-- Stated problem --
Which lines hold the word "this"? Copy each of them.
▬▬▬▬▬▬
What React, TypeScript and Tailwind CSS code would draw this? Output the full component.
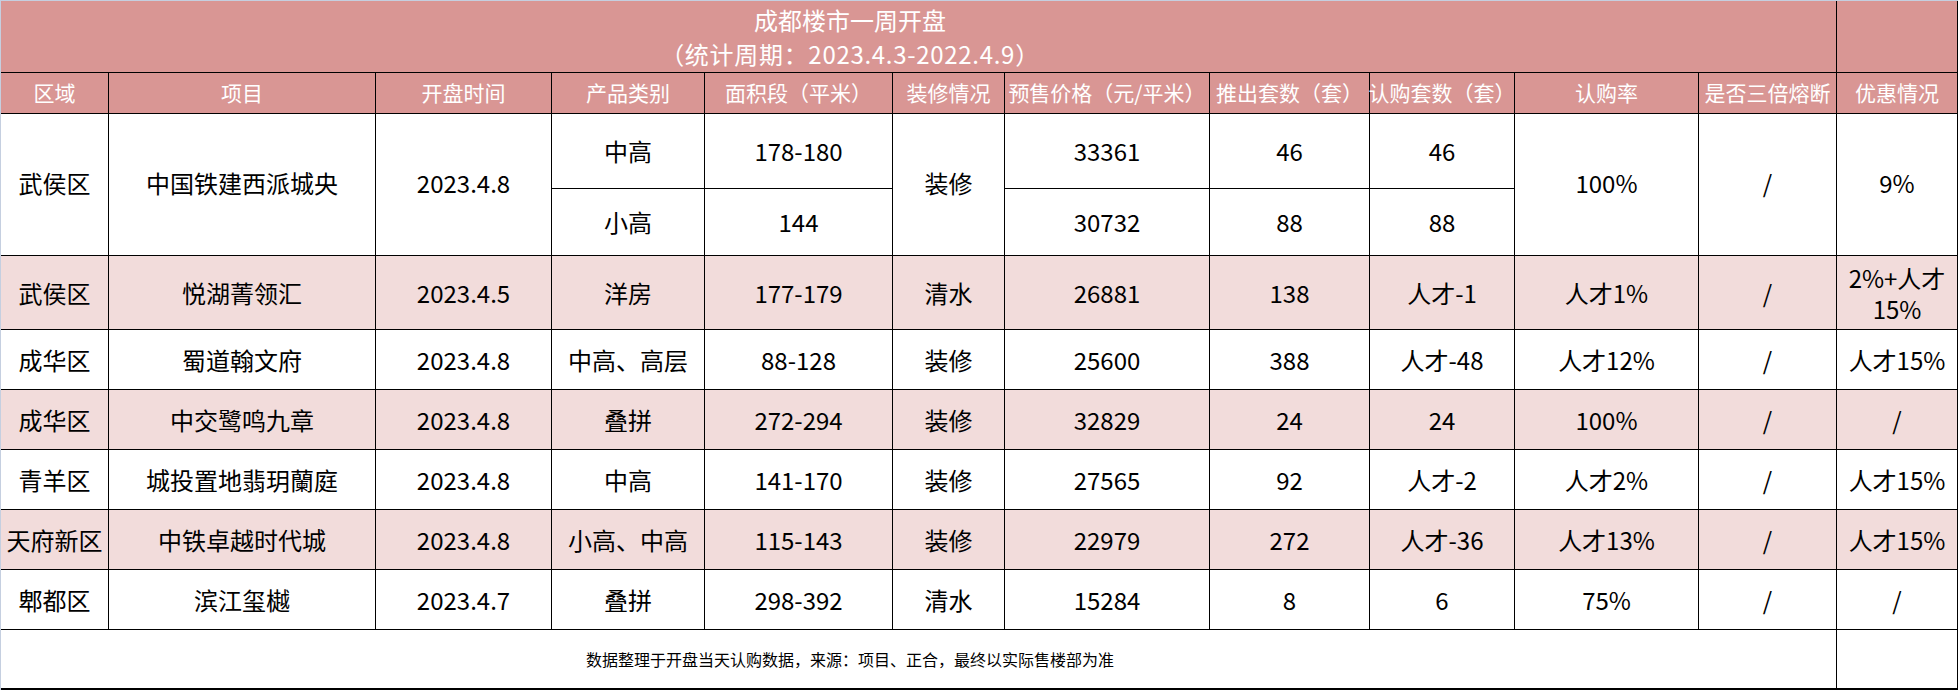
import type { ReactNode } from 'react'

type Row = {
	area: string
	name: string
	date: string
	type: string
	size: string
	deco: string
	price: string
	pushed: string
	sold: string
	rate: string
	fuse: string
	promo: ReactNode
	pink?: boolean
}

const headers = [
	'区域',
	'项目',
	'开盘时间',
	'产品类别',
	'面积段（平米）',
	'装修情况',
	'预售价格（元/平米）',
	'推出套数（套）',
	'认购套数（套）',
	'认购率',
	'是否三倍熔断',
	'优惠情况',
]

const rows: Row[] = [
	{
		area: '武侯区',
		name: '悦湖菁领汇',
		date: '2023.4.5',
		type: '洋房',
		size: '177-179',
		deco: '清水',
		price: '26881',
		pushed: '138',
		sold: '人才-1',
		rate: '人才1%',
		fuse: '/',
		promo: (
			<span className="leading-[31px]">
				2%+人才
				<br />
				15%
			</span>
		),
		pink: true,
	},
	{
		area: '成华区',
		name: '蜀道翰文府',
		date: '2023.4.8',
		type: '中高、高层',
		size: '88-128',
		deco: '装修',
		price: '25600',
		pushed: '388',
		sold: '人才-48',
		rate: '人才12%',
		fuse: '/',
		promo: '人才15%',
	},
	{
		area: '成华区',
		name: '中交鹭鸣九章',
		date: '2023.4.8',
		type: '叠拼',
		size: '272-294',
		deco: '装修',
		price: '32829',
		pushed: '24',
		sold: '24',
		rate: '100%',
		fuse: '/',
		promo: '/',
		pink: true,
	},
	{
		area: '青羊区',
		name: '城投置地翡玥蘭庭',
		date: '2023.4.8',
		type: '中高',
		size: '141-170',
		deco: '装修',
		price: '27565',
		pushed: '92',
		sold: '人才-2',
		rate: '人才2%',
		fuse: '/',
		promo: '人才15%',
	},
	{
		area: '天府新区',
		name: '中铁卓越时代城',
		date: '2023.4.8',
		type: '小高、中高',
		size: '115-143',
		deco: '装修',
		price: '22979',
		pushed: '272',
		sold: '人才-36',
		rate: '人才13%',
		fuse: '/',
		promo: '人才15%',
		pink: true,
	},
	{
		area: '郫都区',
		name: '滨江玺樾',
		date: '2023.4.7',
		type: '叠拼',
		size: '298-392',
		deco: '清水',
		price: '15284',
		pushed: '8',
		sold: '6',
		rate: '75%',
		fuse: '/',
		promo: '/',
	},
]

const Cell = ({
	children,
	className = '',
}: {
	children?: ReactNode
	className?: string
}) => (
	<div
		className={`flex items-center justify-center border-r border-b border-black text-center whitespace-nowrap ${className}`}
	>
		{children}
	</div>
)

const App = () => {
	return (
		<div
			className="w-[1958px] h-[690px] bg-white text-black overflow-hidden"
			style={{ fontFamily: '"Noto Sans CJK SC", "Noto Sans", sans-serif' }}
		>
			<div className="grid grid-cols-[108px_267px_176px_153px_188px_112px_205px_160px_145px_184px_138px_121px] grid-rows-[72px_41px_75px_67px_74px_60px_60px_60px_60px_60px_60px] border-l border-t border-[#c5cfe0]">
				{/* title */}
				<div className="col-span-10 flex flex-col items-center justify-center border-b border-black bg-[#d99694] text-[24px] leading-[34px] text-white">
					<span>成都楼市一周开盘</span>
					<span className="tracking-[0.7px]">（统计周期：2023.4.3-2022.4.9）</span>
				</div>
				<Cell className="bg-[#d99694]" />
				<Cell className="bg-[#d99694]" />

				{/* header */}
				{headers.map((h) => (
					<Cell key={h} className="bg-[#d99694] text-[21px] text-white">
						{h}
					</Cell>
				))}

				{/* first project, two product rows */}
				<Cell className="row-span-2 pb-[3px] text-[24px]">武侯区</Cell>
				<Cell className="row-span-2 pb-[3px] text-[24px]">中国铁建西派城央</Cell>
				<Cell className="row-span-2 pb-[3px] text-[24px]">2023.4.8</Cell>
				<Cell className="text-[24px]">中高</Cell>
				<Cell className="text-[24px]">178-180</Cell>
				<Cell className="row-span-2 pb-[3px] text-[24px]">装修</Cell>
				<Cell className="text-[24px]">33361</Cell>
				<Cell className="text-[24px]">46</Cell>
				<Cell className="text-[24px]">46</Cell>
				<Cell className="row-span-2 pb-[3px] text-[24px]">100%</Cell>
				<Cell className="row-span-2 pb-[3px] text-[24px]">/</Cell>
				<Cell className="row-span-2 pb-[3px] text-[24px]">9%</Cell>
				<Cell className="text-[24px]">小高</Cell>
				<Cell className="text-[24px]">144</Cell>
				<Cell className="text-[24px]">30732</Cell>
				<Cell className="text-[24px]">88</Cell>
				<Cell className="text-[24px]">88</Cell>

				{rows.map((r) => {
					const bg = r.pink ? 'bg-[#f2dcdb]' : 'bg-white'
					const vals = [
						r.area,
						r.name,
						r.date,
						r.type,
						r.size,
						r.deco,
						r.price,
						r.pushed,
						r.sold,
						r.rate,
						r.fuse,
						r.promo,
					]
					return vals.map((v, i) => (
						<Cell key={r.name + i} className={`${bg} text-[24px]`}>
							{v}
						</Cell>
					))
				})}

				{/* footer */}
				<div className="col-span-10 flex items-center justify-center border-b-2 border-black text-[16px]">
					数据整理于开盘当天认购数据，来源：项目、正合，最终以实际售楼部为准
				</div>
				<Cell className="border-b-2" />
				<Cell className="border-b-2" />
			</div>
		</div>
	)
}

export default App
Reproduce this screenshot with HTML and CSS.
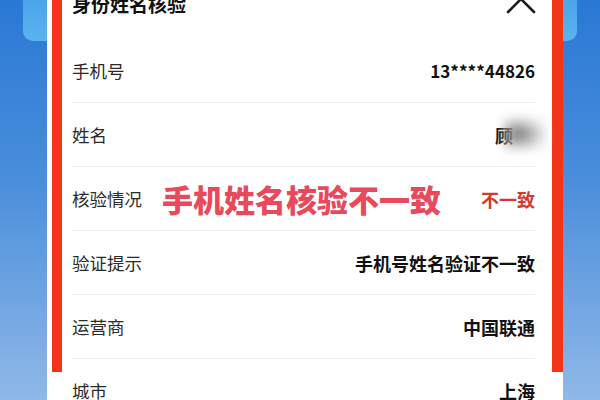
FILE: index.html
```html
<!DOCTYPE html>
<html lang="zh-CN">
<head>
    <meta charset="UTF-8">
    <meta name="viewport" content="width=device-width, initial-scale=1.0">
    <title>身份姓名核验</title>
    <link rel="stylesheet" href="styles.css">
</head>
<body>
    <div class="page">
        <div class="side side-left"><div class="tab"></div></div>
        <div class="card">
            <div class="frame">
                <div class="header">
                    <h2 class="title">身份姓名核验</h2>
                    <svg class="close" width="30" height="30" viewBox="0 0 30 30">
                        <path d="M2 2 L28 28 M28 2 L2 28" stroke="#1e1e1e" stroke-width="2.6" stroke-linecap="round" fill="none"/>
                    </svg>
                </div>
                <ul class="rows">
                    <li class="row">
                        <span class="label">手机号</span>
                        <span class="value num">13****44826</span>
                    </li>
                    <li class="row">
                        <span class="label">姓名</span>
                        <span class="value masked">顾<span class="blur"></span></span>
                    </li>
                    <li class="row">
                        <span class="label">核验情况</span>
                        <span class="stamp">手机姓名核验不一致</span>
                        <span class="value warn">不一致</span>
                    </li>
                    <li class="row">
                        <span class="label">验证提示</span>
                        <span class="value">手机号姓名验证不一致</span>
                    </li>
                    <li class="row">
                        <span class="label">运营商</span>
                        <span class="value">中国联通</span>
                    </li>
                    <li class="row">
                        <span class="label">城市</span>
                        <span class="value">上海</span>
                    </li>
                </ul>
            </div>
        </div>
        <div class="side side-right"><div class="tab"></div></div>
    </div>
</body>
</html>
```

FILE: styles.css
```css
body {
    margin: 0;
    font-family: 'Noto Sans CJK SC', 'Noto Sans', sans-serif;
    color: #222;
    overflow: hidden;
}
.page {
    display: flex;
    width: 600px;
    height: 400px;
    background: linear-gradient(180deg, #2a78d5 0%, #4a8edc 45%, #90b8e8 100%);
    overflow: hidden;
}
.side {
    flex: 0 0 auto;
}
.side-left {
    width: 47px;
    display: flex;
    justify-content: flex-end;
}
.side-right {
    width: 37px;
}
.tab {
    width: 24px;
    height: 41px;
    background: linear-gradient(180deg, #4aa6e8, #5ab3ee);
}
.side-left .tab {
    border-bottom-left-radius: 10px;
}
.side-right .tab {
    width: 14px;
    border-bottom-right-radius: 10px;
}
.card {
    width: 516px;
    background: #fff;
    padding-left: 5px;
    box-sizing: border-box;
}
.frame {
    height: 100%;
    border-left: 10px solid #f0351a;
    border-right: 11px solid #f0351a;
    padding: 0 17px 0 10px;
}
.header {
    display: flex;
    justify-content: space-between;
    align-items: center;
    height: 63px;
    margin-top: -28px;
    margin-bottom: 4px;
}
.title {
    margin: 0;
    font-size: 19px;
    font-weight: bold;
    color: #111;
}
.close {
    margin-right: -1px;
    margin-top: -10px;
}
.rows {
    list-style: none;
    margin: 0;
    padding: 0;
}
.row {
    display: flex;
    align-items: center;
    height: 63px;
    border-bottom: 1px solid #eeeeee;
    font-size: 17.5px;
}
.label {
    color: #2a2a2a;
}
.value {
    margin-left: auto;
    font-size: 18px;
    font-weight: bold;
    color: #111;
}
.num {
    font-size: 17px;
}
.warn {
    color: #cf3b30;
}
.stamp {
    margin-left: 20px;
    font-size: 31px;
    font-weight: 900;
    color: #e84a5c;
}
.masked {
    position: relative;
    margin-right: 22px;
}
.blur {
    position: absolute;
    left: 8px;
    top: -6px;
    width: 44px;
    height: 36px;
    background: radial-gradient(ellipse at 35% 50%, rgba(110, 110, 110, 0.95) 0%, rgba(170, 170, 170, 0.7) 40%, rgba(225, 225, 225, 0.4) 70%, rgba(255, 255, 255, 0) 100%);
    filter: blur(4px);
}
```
▬▬▬▬▬▬
-- Correct answer --
What React, TypeScript and Tailwind CSS code would draw this? Output the full component.
Reproduce this screenshot with HTML and CSS.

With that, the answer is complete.